Los hitos se fueron sucediendo. Los 190 km de la Himalaya-India y Nepal, los 200 de Nueva Zelanda, los 250 del Sahara, los 330 de la Transalpina (4 países), los 250 del desierto de Gobi (China), los 50 del Polo Sur, el maratón en una mina de Alemania que está 850 metros bajo tierra, los 250 en el Amazonas, los 274 del Cañón del Colorado...
En cada una de ellas pasó sufrimientos, incertidumbres y miedos. “Todas tienen dificultades extremas. En el Polo Sur fueron 32 grados bajo cero, en el Sahara 55º a la tarde, para ir a la selva tuve que darme 12 vacunas y dormí en una hamaca paraguaya esperando que no me picara algo que pudiera provocarme el dengue, la malaria o la fiebre amarilla”, rememora.
Cada carrera dura entre 6 y 8 días. Es como el Dakar, uno sale y debe cumplir tiempos en llegar a los check point y al final del día lo espera el campamento para dormir unas horas hasta volver a salir. “Sólo te dan 10 litros de agua”, detalla. Por eso debe correr con una mochila que pesa 14 kilos (lleva comida deshidratada, brújula, bisturí, vendas, bolsa de dormir, aislante y ropa).
¿Cómo lo hace? Increíblemente, con el entrenamiento de un amateur. “Una hora y media, cuatro veces por semana. La idea es demostrar que no tenés que ser un profesional para lograrlo”, dice.
Armenault busca dar mensajes inspiradores. Por eso no le importa salir siempre entre los últimos o a veces ser descalificado por no cumplir los tiempos.
“En esta sociedad sólo parece importar ser campeón o ganar una medalla. Pero yo busco dar vuelta esa idea, por eso mi lema es ‘superarse es ganar’. Un ejemplo: en la carrera en el desierto de Sahara el ganador se llevó 5.000 dólares en premios y yo, que salí 793º, junté 50.000 en donaciones.
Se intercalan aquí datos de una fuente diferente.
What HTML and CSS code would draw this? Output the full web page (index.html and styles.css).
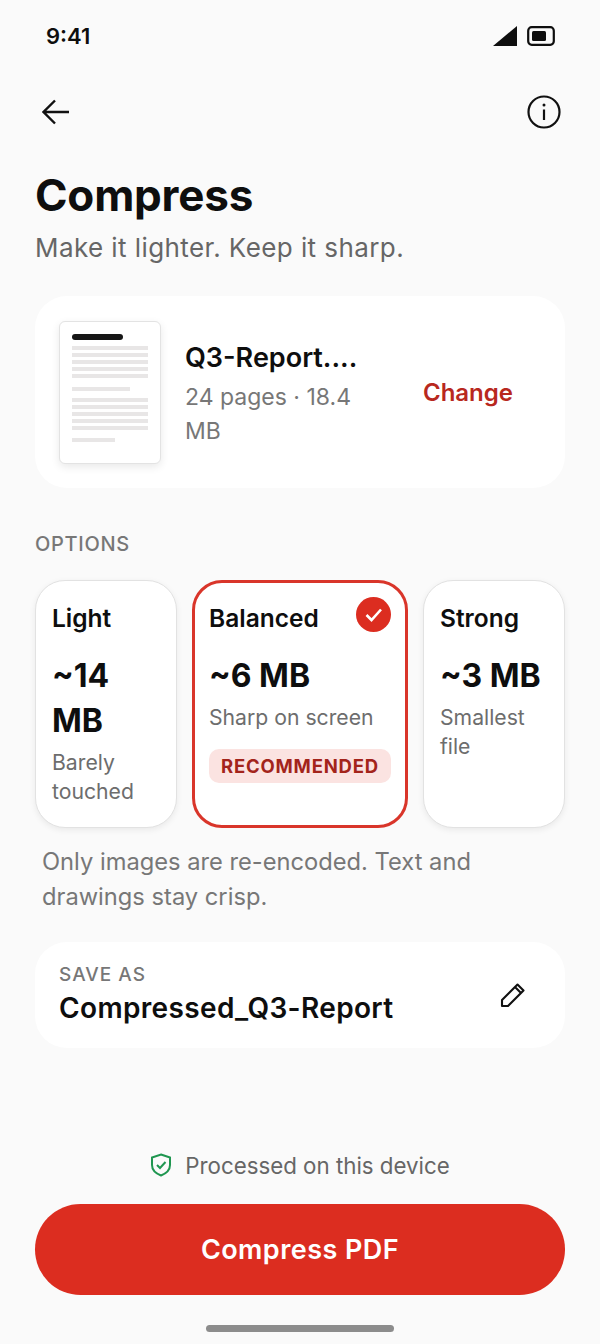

Entonces, ¿quién ganó verdaderamente?”, reflexiona Seba, quien da charlas (superó las 200) y ya editó un libro.
-¿Qué hacés cuando no das más? ¿A qué recurrís?
-La cabeza es la llave. Hay que jugar con ella y sacarla del pozo. La mayoría de los abandonos son por caídas mentales. Previo a cada carrera, me hago un machete mental de situaciones felices y, cuando siento que no puedo más, recurro a eso. Automáticamente saco de mi cabeza el dolor, el cansancio, la sed, el calor...
En realidad, el combustible interior se lo da su programa solidario. Por cada kilómetro recorrido, diversas empresas hacen donaciones que él luego deriva a hospitales, geriátricos, escuela o comedores, por caso. Seba suma más de 22.000 kilómetros corridos y 4.000.000 de pesos en donaciones.
Y siempre va por más. En José C. Paz, con el aporte de la empresa Weber Saint Gobain, está restaurando un comedor para 60 chicos a través del programa La Huella. Impresionante.